There were, in any event, aspects of the appellant’s evidence which were unsatisfactory or implausible. First, he gave an account which allowed for the hypothesis that the police had confused his vehicle with another vehicle immediately preceding his, which exited the service station carpark in the manner described by the police. He described it as a “dark green car”. However, neither police officer had seen such a car. In any event, both the appellant and Mr Dimasi said that the car in front of them had turned right onto Irene Avenue after leaving the service station carpark, whereas they had turned left. Accordingly it is not plausible that the police witnesses confused the appellant’s car with another car as it drove towards them.
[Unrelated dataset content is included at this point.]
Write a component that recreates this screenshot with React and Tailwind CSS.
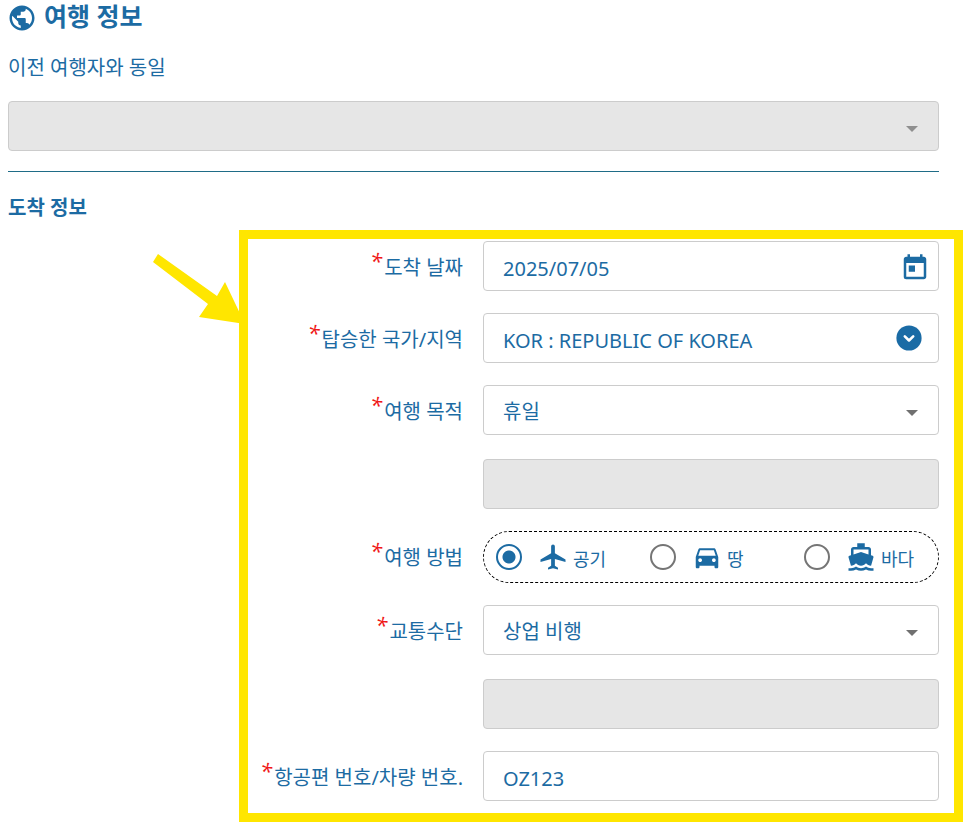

Secondly, the appellant said that when stopped by Snr Constable Mitchell, he had taken him to the back tyres of his car and told him to feel them because he knew that they were not hot. He said that Snr Constable Mitchell had refused to feel the tyres. Snr Constable Mitchell, on the other hand, said in his examination in chief that he had felt the back tyres of the appellant’s vehicle and had noted that they were hot, consistent with them having been spun in the way he described.
The appellant’s claim was not put to Snr Constable Mitchell in his cross‑examination, although the appellant was represented by an experienced trial counsel who had, on other topics, been careful to comply with the rule in Browne v Dunn.[3] In this context, the appellant’s account seems improbable and is suggestive of recent invention.
[3] (1893) 6 R 67.
As indicated, I have reviewed the entire evidence in light of the criticisms of the Magistrate’s reasons made by the appellant. I am unable to conclude that the Magistrate’s conclusion is glaringly improbable or inconsistent with incontrovertible facts. The Magistrate had the advantage of seeing and hearing the evidence as it was given as well as making observations on the view. In my opinion, the appellant has not established that the Magistrate’s decision is wrong.
Accordingly, the appeal is dismissed.